The male and female connectors are adapted for mechanically connecting to one another
in a removable manner to also allow an electrical connection to one another. The particular
conformation of the electric terminals makes it possible to make a direct electrical
and mechanical connection between power supply 5 and optical device 6, or between
two optical devices 6, so that such elements are electrically and mechanically connected
together in series inside the cavity 3 of the electrified track 2.
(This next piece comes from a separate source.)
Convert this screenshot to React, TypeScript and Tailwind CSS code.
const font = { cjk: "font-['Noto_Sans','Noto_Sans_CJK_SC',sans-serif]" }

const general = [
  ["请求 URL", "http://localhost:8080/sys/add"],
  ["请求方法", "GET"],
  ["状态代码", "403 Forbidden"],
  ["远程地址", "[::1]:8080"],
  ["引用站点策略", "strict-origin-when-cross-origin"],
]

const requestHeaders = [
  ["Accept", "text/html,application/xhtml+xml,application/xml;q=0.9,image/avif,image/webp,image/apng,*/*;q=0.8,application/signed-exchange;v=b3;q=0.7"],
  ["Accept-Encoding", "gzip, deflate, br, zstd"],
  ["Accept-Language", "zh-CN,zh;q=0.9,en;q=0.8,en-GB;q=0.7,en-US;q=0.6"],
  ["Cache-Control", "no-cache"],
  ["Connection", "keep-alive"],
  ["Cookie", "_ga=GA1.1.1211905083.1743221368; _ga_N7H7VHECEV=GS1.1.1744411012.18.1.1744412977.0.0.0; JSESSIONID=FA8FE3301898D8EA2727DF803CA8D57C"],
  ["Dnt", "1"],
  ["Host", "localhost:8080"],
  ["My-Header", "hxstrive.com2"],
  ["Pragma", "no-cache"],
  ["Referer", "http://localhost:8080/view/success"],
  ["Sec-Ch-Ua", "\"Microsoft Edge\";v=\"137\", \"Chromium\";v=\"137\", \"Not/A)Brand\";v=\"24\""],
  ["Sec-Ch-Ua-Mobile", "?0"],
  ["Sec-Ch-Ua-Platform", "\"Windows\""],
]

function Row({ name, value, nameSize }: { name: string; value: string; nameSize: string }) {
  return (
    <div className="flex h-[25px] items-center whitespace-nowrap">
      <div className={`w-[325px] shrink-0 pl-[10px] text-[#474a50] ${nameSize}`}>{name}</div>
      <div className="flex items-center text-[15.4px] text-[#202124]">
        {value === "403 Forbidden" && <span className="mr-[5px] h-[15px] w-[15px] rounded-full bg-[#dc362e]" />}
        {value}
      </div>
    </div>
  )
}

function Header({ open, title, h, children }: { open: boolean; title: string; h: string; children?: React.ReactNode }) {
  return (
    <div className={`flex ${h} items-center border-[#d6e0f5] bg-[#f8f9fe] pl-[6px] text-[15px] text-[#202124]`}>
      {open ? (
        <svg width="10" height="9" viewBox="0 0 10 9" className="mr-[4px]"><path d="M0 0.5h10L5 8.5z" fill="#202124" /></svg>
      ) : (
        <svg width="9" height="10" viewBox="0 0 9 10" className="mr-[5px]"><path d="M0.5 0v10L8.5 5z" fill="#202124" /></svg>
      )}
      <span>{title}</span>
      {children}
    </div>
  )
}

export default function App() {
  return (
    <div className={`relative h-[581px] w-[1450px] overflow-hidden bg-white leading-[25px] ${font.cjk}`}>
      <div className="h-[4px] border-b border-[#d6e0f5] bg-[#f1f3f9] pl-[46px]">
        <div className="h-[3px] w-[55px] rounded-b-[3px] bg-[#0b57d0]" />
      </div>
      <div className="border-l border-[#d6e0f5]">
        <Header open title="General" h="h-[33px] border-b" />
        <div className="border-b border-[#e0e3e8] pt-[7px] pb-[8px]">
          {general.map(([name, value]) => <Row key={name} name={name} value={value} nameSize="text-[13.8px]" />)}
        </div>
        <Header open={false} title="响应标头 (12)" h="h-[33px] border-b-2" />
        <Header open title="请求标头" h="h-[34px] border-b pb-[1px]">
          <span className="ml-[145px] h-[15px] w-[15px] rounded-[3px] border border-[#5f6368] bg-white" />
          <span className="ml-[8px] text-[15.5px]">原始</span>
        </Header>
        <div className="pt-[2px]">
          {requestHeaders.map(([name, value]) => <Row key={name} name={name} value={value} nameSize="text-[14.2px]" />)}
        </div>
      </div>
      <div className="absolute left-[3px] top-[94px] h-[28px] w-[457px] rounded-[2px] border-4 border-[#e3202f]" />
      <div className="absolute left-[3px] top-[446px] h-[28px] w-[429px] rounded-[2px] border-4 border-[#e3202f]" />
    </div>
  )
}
[0064] For example, the electrical connection can be of the parallel or series type and
this depends on the specific circuit requirements that must be tackled at the design
stage.
[0065] In this way, it is possible to make a configuration of optical devices 6 electrically
connected together, and able to be housed inside the cavity 3 of the electrified track
in a series arrangement.
[0066] For example, a first optical device 6 has the second electrical input terminals 6a
connected to the first electrical output terminals 5b of the power supply 5, whereas
a second optical device 6 has the second electrical input terminals 6a connected to
the second electrical output terminals 6b of the first optical device 6, and so on.
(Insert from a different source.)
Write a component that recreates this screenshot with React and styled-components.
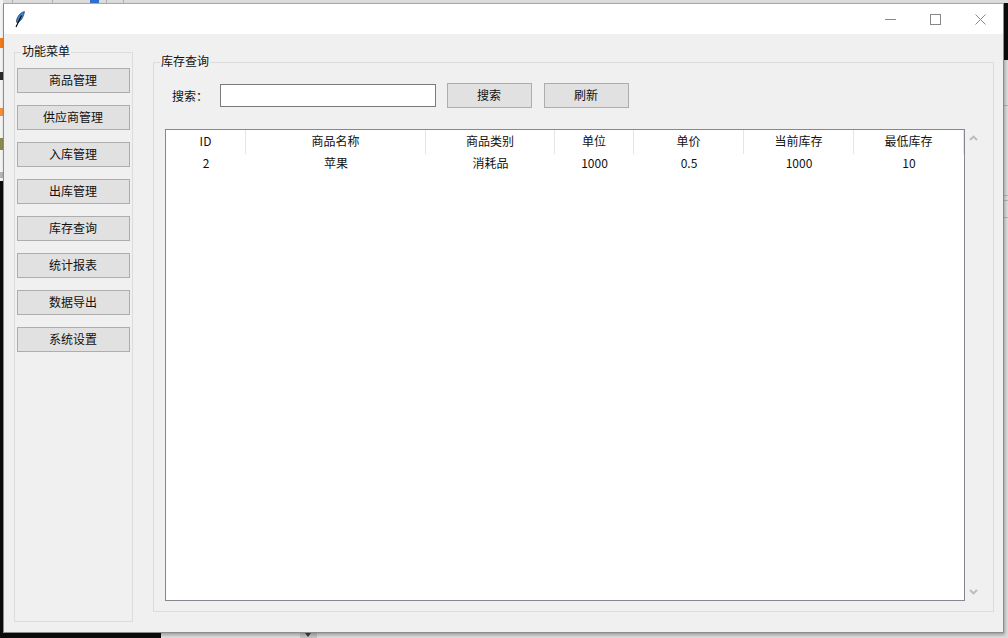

[0067] It should be specified that in this case the power supply 5 is sized so as to be
able to electrically power a plurality of optical devices 6 connected in parallel,
and more precisely a predetermined number of optical devices 6 greater than or equal
to two.
[0068] Advantageously, since the optical devices 6 are optical device modules, the electrical
connection in parallel of the plurality of optical devices 6 supplied by a single
power supply 5 creates an electrical connection such that, in the case of malfunctioning
of one of the optical devices 6, the circuit is not interrupted and the intact optical
devices 6 continue to operate in a regular fashion.
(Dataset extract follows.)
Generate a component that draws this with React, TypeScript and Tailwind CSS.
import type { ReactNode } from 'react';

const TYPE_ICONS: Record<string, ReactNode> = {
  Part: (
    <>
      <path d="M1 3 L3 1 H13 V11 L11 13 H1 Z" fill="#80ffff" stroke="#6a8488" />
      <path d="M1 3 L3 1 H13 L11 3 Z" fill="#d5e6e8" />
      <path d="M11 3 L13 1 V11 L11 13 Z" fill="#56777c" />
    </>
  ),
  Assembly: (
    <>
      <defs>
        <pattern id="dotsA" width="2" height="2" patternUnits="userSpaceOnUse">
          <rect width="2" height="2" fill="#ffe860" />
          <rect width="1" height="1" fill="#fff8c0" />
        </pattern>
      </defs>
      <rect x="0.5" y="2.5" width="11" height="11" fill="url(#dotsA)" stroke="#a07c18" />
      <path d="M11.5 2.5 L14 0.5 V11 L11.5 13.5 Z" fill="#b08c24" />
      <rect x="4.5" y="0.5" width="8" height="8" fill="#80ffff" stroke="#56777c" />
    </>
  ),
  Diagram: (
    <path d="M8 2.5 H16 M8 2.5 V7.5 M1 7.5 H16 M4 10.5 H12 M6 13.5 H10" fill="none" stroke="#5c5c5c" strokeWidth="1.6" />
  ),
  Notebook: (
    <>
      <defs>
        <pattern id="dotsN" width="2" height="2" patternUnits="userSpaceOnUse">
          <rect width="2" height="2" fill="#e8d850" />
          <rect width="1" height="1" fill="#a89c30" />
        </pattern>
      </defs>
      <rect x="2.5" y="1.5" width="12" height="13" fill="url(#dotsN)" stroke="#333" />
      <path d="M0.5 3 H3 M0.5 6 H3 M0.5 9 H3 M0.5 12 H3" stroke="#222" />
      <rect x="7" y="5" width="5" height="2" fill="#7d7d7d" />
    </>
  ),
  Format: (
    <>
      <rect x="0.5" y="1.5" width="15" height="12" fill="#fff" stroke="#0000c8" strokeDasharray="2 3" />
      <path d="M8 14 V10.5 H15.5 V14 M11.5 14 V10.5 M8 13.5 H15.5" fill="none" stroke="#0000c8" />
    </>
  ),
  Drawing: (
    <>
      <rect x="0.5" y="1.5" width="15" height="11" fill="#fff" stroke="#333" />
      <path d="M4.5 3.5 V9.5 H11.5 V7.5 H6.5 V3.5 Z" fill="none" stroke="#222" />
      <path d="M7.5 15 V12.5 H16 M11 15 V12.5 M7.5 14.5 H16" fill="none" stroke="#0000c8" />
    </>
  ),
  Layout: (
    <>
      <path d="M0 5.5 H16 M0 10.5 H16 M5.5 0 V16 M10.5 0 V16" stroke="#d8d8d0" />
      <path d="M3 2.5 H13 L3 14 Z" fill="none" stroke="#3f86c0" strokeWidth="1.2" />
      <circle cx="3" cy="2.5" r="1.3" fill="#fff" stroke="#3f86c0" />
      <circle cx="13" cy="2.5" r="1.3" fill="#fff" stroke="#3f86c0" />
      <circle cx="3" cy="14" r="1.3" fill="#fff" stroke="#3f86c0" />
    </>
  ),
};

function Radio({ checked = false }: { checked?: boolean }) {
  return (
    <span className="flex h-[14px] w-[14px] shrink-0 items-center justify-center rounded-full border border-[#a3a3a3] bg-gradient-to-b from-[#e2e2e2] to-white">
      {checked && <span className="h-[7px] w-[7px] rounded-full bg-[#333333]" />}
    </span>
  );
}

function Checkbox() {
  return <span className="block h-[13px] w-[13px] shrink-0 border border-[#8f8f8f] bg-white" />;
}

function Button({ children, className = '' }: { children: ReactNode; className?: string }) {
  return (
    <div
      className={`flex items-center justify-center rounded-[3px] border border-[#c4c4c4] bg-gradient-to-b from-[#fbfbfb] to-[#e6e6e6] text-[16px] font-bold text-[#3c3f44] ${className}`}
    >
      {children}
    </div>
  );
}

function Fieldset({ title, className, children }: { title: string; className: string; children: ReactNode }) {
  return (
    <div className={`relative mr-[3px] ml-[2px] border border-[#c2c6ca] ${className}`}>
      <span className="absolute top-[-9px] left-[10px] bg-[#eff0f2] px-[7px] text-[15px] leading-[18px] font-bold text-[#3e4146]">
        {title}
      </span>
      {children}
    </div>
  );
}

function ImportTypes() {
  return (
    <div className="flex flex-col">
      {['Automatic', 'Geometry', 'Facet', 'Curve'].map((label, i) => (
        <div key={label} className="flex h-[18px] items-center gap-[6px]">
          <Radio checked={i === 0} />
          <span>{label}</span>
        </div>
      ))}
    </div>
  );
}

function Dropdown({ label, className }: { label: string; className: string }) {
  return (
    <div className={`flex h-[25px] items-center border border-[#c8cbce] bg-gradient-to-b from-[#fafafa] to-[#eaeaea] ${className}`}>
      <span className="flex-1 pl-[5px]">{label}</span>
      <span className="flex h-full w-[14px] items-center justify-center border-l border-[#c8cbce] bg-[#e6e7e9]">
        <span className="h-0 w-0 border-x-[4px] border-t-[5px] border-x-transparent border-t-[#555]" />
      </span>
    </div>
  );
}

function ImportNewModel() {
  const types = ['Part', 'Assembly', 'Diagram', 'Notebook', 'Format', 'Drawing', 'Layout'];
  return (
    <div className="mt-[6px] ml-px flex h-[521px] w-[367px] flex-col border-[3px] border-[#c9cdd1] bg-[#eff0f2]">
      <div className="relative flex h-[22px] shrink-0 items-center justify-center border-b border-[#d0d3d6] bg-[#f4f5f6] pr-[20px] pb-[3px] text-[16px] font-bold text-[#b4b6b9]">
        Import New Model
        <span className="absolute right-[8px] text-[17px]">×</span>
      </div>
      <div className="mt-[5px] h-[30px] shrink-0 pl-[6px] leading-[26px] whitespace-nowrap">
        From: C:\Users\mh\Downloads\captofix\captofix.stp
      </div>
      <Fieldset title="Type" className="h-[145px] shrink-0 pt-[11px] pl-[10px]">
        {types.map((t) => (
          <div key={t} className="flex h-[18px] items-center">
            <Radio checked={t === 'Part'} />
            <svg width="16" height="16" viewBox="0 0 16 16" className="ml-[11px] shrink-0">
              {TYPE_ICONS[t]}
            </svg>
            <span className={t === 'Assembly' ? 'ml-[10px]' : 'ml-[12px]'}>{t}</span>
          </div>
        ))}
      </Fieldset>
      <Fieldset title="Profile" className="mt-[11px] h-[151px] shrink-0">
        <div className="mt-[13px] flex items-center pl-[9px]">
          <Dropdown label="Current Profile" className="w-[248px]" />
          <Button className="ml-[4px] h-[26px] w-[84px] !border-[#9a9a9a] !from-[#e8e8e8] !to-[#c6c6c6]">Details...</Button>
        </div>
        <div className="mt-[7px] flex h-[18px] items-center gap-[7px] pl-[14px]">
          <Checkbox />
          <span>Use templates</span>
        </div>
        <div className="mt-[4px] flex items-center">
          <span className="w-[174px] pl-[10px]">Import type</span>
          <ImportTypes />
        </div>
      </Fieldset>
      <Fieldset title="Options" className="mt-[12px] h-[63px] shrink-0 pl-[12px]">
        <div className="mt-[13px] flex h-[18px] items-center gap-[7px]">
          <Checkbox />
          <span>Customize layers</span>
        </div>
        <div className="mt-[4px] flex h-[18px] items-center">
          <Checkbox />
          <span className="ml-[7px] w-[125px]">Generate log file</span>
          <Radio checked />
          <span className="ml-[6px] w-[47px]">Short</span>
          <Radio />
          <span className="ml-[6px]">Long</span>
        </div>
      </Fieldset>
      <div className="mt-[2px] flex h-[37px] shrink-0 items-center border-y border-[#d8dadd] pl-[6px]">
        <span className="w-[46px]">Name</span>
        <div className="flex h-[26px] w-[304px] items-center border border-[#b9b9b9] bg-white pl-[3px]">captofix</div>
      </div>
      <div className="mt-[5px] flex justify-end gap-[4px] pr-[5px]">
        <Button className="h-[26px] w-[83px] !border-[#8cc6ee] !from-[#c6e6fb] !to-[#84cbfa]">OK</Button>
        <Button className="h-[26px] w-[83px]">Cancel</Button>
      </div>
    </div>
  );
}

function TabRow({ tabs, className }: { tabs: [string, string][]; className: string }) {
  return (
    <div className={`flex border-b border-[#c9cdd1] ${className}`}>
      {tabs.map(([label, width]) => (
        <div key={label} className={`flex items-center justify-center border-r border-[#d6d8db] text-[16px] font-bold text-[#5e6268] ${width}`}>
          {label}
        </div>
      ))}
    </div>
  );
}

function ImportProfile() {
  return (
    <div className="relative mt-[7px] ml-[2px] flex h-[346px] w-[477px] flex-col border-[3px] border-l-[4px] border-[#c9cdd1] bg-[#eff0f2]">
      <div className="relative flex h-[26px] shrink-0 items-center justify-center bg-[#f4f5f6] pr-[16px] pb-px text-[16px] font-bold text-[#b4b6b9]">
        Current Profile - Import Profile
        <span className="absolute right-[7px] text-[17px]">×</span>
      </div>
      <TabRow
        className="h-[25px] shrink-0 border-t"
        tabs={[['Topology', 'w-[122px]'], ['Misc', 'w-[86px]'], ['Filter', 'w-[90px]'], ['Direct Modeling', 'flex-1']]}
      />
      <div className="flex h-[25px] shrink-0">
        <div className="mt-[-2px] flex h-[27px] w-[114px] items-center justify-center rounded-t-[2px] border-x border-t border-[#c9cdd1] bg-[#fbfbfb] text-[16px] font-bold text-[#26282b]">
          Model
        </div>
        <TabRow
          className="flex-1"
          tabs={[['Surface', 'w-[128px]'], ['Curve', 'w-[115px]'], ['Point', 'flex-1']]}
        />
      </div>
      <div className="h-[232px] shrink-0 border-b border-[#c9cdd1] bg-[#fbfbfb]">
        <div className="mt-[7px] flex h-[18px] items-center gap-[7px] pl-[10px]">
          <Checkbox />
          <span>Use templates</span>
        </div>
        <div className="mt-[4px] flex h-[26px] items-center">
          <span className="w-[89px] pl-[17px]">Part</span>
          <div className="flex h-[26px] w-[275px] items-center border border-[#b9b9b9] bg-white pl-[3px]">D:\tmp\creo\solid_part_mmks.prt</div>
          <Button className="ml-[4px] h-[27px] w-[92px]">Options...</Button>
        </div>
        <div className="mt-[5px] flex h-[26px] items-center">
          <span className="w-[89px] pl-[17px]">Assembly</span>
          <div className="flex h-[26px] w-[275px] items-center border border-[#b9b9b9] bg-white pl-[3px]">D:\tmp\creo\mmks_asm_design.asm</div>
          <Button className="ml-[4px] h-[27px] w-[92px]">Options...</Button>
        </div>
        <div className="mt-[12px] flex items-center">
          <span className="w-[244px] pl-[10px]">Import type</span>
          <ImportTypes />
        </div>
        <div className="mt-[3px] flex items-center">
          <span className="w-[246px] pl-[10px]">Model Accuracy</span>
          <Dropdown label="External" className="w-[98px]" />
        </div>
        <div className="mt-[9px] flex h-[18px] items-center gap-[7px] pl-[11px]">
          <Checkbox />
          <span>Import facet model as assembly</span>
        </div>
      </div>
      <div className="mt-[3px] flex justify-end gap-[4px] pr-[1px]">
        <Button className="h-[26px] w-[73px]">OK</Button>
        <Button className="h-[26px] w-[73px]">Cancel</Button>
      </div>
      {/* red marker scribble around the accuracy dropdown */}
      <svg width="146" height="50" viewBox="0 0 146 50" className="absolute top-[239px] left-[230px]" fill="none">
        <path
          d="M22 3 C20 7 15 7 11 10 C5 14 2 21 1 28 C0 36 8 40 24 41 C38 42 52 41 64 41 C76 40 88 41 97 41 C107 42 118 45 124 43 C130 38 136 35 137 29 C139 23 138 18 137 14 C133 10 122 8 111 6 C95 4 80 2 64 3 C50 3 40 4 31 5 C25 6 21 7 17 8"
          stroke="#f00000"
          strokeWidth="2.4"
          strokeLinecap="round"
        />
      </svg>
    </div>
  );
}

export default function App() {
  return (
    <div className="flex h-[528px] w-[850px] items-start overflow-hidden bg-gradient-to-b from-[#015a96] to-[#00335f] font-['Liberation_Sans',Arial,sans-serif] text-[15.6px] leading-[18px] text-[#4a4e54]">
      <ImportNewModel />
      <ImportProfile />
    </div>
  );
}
[0069] Moreover, as stated earlier, it is particularly easy to replace the damaged components
(for example one of the various optical device modules provided, i.e., optical devices
6, or the power supply 5 itself).
[0070] According to an aspect, the power supply 5 is configured to take an alternating current
AC from an electrical power supply network 4, so as to convert it into a direct current
DC to be supplied to at least one optical device 6 to electrically supply the light
source 7. In particular, the power supply 5 comprises an electronic control board
equipped with a driver configured so that it emits a direct current (with constant
current or voltage) to supply the light source 7.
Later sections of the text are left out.